▸ **GIVEN INSTRUCTION**
Leave out the pictures, then reproduce the rest of the material exactly.

* Start *

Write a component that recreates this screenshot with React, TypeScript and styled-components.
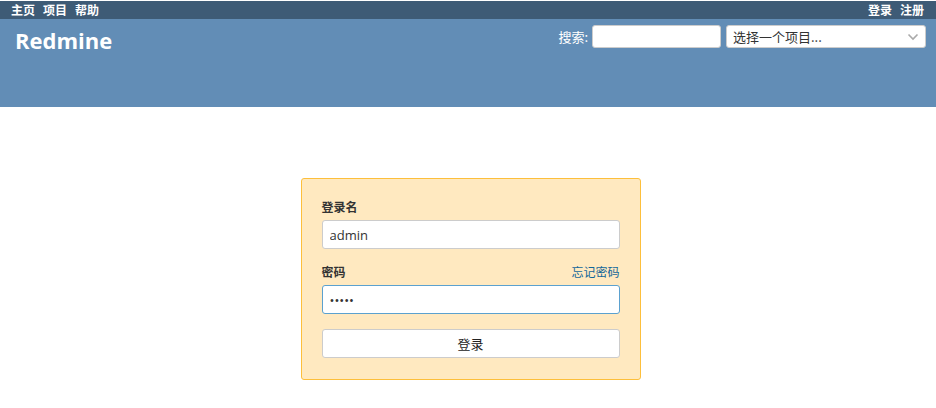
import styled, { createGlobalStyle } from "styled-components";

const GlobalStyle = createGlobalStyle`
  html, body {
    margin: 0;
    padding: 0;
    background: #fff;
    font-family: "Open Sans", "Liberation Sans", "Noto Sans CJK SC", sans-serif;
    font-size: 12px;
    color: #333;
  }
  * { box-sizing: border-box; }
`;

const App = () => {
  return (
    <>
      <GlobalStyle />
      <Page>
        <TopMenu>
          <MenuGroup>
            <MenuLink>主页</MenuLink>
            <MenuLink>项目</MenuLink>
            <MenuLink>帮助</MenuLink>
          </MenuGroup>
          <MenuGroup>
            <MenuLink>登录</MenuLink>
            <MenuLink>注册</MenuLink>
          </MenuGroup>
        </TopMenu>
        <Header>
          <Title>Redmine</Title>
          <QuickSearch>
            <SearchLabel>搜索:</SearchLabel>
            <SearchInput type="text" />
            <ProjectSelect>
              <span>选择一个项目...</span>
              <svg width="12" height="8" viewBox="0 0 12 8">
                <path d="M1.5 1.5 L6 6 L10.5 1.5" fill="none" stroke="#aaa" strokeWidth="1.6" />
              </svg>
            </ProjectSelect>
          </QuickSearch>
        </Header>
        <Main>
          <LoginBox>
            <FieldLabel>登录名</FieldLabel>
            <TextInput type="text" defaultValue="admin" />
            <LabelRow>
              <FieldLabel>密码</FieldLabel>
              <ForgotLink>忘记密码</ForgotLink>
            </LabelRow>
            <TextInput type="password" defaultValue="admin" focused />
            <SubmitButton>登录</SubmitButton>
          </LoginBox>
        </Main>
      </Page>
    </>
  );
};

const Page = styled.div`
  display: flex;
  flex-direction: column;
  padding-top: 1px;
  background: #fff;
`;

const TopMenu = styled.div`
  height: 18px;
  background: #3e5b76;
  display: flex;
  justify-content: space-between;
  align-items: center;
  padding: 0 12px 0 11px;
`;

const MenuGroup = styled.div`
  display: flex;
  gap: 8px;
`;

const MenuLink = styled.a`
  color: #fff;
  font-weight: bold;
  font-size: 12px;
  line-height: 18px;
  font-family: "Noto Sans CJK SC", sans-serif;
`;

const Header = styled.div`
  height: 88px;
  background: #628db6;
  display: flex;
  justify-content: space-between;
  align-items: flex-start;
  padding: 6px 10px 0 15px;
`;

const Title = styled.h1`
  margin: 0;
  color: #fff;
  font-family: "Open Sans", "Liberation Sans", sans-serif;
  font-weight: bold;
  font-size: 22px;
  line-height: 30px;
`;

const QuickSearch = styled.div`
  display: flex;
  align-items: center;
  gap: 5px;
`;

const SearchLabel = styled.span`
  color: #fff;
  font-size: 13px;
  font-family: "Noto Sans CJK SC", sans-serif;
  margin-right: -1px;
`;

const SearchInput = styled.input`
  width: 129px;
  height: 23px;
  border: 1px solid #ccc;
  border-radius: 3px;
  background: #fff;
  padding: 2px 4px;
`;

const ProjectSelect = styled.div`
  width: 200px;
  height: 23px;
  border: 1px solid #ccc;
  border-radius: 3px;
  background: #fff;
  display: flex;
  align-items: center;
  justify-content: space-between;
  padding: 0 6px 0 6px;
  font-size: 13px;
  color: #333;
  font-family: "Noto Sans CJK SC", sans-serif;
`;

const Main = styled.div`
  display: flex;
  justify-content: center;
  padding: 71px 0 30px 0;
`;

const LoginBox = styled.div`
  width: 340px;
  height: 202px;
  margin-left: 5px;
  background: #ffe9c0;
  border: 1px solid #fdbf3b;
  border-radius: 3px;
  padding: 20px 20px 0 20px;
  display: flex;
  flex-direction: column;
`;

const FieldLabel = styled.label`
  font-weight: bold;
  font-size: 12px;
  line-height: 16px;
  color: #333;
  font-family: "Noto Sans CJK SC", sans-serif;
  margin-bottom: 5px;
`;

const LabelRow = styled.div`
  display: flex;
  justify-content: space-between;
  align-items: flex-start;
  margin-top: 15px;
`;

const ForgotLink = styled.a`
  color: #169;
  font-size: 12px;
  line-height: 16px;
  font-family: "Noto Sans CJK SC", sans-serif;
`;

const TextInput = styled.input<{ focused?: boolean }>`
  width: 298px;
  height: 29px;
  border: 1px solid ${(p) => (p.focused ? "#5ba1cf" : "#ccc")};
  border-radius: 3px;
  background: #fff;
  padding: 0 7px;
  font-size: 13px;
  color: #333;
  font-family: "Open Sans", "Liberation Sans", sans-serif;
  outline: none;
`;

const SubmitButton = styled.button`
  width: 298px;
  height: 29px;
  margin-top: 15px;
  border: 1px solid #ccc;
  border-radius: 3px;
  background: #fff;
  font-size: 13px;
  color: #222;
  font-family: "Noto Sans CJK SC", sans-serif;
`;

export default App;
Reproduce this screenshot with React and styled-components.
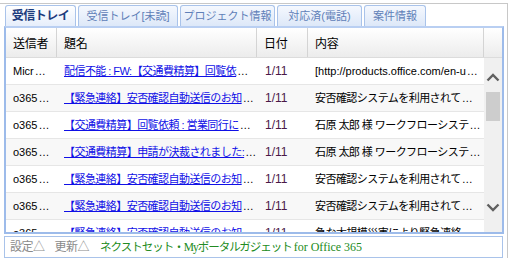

* End *

▸ **COMPLETE ANSWER**
Write a component that recreates this screenshot with React, TypeScript and styled-components.
import styled, { createGlobalStyle } from "styled-components";

const GlobalStyle = createGlobalStyle`
  html, body {
    margin: 0;
    padding: 0;
    background: #fff;
    font-family: "Open Sans", "Liberation Sans", "Noto Sans CJK SC", sans-serif;
    font-size: 12px;
    color: #333;
  }
  * { box-sizing: border-box; }
`;

const App = () => {
  return (
    <>
      <GlobalStyle />
      <Page>
        <TopMenu>
          <MenuGroup>
            <MenuLink>主页</MenuLink>
            <MenuLink>项目</MenuLink>
            <MenuLink>帮助</MenuLink>
          </MenuGroup>
          <MenuGroup>
            <MenuLink>登录</MenuLink>
            <MenuLink>注册</MenuLink>
          </MenuGroup>
        </TopMenu>
        <Header>
          <Title>Redmine</Title>
          <QuickSearch>
            <SearchLabel>搜索:</SearchLabel>
            <SearchInput type="text" />
            <ProjectSelect>
              <span>选择一个项目...</span>
              <svg width="12" height="8" viewBox="0 0 12 8">
                <path d="M1.5 1.5 L6 6 L10.5 1.5" fill="none" stroke="#aaa" strokeWidth="1.6" />
              </svg>
            </ProjectSelect>
          </QuickSearch>
        </Header>
        <Main>
          <LoginBox>
            <FieldLabel>登录名</FieldLabel>
            <TextInput type="text" defaultValue="admin" />
            <LabelRow>
              <FieldLabel>密码</FieldLabel>
              <ForgotLink>忘记密码</ForgotLink>
            </LabelRow>
            <TextInput type="password" defaultValue="admin" focused />
            <SubmitButton>登录</SubmitButton>
          </LoginBox>
        </Main>
      </Page>
    </>
  );
};

const Page = styled.div`
  display: flex;
  flex-direction: column;
  padding-top: 1px;
  background: #fff;
`;

const TopMenu = styled.div`
  height: 18px;
  background: #3e5b76;
  display: flex;
  justify-content: space-between;
  align-items: center;
  padding: 0 12px 0 11px;
`;

const MenuGroup = styled.div`
  display: flex;
  gap: 8px;
`;

const MenuLink = styled.a`
  color: #fff;
  font-weight: bold;
  font-size: 12px;
  line-height: 18px;
  font-family: "Noto Sans CJK SC", sans-serif;
`;

const Header = styled.div`
  height: 88px;
  background: #628db6;
  display: flex;
  justify-content: space-between;
  align-items: flex-start;
  padding: 6px 10px 0 15px;
`;

const Title = styled.h1`
  margin: 0;
  color: #fff;
  font-family: "Open Sans", "Liberation Sans", sans-serif;
  font-weight: bold;
  font-size: 22px;
  line-height: 30px;
`;

const QuickSearch = styled.div`
  display: flex;
  align-items: center;
  gap: 5px;
`;

const SearchLabel = styled.span`
  color: #fff;
  font-size: 13px;
  font-family: "Noto Sans CJK SC", sans-serif;
  margin-right: -1px;
`;

const SearchInput = styled.input`
  width: 129px;
  height: 23px;
  border: 1px solid #ccc;
  border-radius: 3px;
  background: #fff;
  padding: 2px 4px;
`;

const ProjectSelect = styled.div`
  width: 200px;
  height: 23px;
  border: 1px solid #ccc;
  border-radius: 3px;
  background: #fff;
  display: flex;
  align-items: center;
  justify-content: space-between;
  padding: 0 6px 0 6px;
  font-size: 13px;
  color: #333;
  font-family: "Noto Sans CJK SC", sans-serif;
`;

const Main = styled.div`
  display: flex;
  justify-content: center;
  padding: 71px 0 30px 0;
`;

const LoginBox = styled.div`
  width: 340px;
  height: 202px;
  margin-left: 5px;
  background: #ffe9c0;
  border: 1px solid #fdbf3b;
  border-radius: 3px;
  padding: 20px 20px 0 20px;
  display: flex;
  flex-direction: column;
`;

const FieldLabel = styled.label`
  font-weight: bold;
  font-size: 12px;
  line-height: 16px;
  color: #333;
  font-family: "Noto Sans CJK SC", sans-serif;
  margin-bottom: 5px;
`;

const LabelRow = styled.div`
  display: flex;
  justify-content: space-between;
  align-items: flex-start;
  margin-top: 15px;
`;

const ForgotLink = styled.a`
  color: #169;
  font-size: 12px;
  line-height: 16px;
  font-family: "Noto Sans CJK SC", sans-serif;
`;

const TextInput = styled.input<{ focused?: boolean }>`
  width: 298px;
  height: 29px;
  border: 1px solid ${(p) => (p.focused ? "#5ba1cf" : "#ccc")};
  border-radius: 3px;
  background: #fff;
  padding: 0 7px;
  font-size: 13px;
  color: #333;
  font-family: "Open Sans", "Liberation Sans", sans-serif;
  outline: none;
`;

const SubmitButton = styled.button`
  width: 298px;
  height: 29px;
  margin-top: 15px;
  border: 1px solid #ccc;
  border-radius: 3px;
  background: #fff;
  font-size: 13px;
  color: #222;
  font-family: "Noto Sans CJK SC", sans-serif;
`;

export default App;
Reproduce this screenshot with React and styled-components.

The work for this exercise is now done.